Na semana passada, uma amiga minha passou mal e teve que ir a um hospital particular, que atende por seu convênio. Foi bem tratada, medicada, resolveram seu problema, mas ela ficou incomodada porque o médico não falava com ela. Não explicava nada, não a tranqüilizava. Quando comentamos o assunto com outras pessoas, percebemos que, aqui em Brasília em especial, mas em toda parte, cada vez menos os médicos conversam. Como se pacientes não fossem sujeitos e sim objetos ? bem tratados, mas objetos.
E fomos ampliando a compreensão de que não são apenas os médicos. Em todos os campos, as conversas vão sendo substituídas pela burocracia. Não se tem tempo nem paciência para falar e ouvir. A linguagem, que distingue os seres humanos diante de outros animais, perde mais e mais espaço. A comunicação, então, que é a linguagem funcionando para ligar um ao outro, não se completa. Nunca é demais voltar aos serviços falsamente chamados de Fale Conosco. Não falam conosco, não nos ouvem. Põem máquinas para conduzir nosso monólogo telefônico, de opção em opção, até que os “minutinhos” que aguardamos façam explodir os limites da paciência de qualquer monge.
Falar com o outro é ato de amor. Ouvir o outro é ato de amor. Conversar, dar atenção, entender, compreender, responder ? são todos verbos que se conjugam com a solidariedade, com a humanidade, que revivem as características pacificadoras de que os humanos são capazes.
Há um filme lindo de Pedro Almodóvar chamado Fale com ela, no qual um enfermeiro cuida de uma moça em coma e a trata não como pedaço de carne inconsciente, mas como sujeito ? doente, fora do ar ou desligado, mas sujeito.

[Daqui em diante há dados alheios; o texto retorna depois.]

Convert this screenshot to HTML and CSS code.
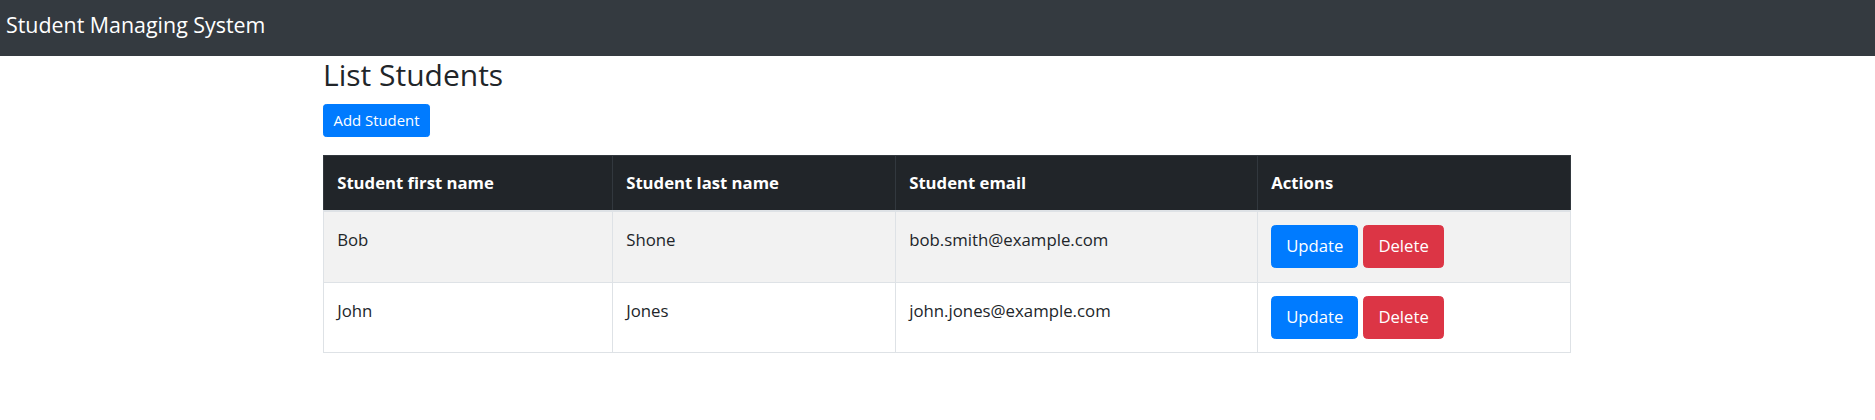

A palavra conduz o afeto, chama à vida, traduz o amor. A palavra dita ? e sobretudo ouvida ? cura. A moça acorda.
Para 2007, desejo a todos os leitores e amigos que prestem atenção nos outros e que os outros lhes prestem atenção. Que os prestadores de serviço descubram que o maior diferencial que podem oferecer ao cliente é um serviço de atendimento ao consumidor que fale com as pessoas. Gente com gente. Gente que ouça o que é dito e responda. Gente que olhe nos olhos (se for por telefone, que ouça com os ouvidos). Que as relações sejam mais humanas e que as máquinas não substituam ninguém. Tudo de bom!